◆ TASK
Look for "that" in each line of the entries, and return the matching lines.

◆ DATA SUPPLIED
---

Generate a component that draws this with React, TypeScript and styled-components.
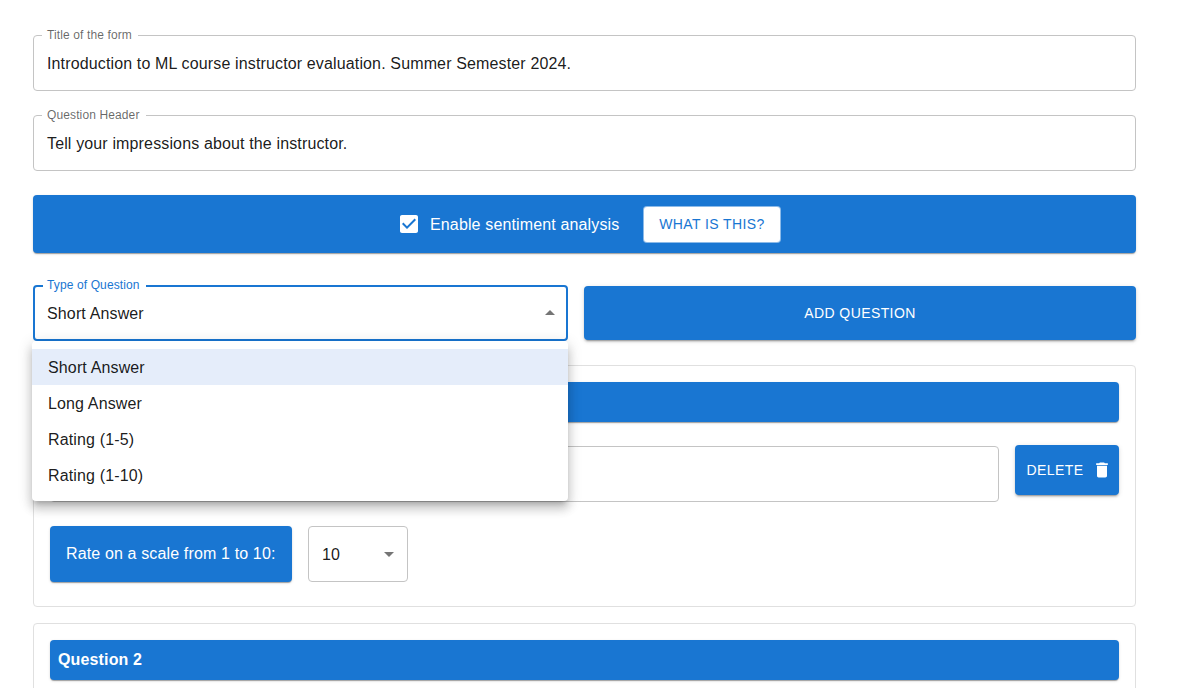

---

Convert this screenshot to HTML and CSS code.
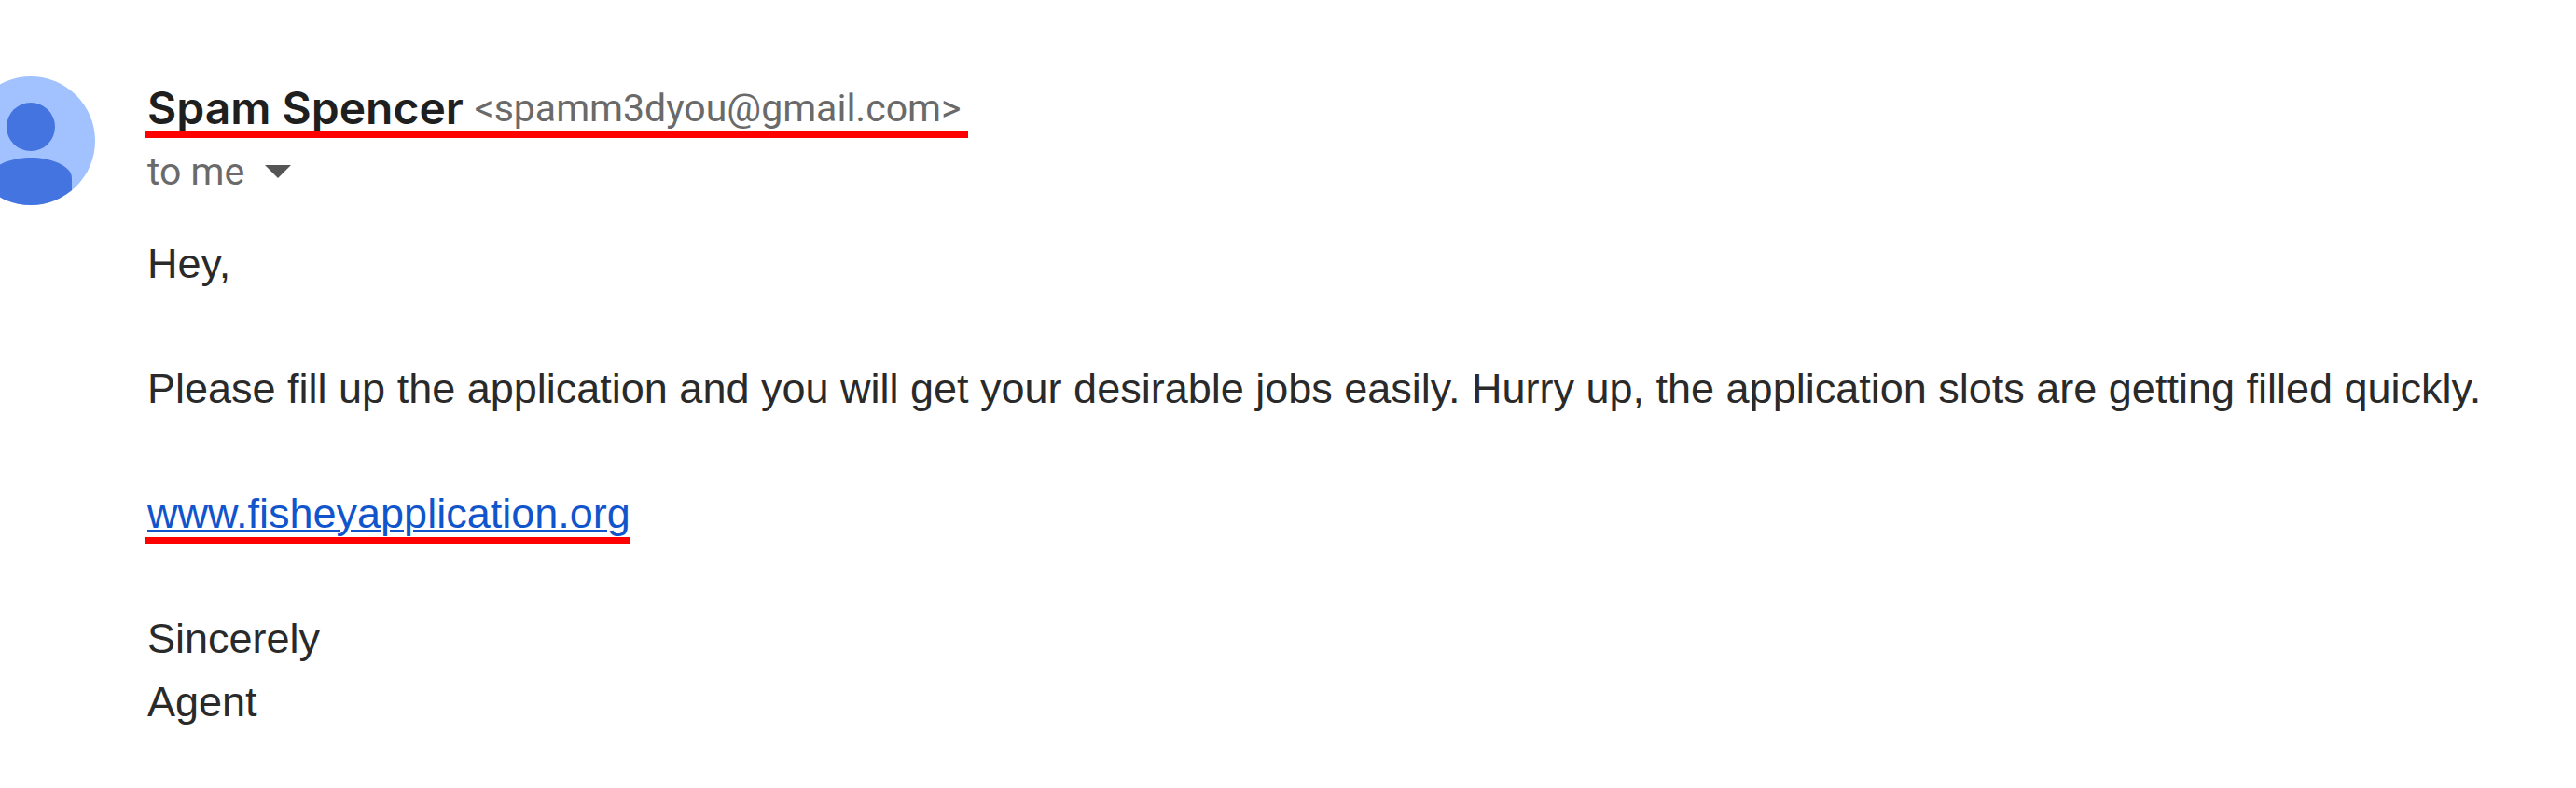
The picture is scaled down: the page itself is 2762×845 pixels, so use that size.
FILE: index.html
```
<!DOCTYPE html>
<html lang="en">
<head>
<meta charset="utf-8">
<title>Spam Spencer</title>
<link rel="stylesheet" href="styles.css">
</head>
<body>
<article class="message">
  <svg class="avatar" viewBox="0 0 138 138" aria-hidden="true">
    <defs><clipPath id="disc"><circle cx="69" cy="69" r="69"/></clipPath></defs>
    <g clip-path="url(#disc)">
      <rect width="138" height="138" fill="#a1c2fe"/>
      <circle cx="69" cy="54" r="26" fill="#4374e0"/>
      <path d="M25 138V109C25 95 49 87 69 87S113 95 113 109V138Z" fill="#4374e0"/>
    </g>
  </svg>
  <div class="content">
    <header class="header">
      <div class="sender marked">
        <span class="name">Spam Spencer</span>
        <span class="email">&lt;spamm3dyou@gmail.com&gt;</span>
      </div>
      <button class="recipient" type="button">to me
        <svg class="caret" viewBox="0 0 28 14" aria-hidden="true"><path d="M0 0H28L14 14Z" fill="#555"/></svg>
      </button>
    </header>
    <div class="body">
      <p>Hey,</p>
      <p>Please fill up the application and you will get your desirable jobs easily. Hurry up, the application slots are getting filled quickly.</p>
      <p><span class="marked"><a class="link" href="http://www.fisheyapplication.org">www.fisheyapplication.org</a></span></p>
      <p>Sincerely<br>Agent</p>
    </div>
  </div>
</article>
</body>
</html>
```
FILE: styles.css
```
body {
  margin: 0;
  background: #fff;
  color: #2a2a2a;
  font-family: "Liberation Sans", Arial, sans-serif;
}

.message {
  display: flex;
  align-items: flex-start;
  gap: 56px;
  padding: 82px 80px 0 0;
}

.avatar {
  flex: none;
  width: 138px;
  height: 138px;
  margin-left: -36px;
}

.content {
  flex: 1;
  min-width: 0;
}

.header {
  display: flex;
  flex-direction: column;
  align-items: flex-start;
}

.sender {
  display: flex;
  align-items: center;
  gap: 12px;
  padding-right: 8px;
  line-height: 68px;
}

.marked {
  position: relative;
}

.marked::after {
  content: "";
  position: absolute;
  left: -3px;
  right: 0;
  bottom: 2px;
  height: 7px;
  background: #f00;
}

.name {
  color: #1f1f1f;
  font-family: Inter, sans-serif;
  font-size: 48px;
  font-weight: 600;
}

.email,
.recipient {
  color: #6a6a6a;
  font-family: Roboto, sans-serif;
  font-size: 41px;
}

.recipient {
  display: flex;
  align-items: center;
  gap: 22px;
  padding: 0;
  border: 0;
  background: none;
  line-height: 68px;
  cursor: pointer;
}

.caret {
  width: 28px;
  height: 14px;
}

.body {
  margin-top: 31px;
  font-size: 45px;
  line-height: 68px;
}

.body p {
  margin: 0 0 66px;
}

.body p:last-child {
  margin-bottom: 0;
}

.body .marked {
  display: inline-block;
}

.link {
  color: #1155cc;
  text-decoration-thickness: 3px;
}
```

---

◆ COMPLETE RESPONSE
Generate a component that draws this with React, TypeScript and styled-components.
The picture is scaled down: the page itself is 2762×845 pixels, so use that size.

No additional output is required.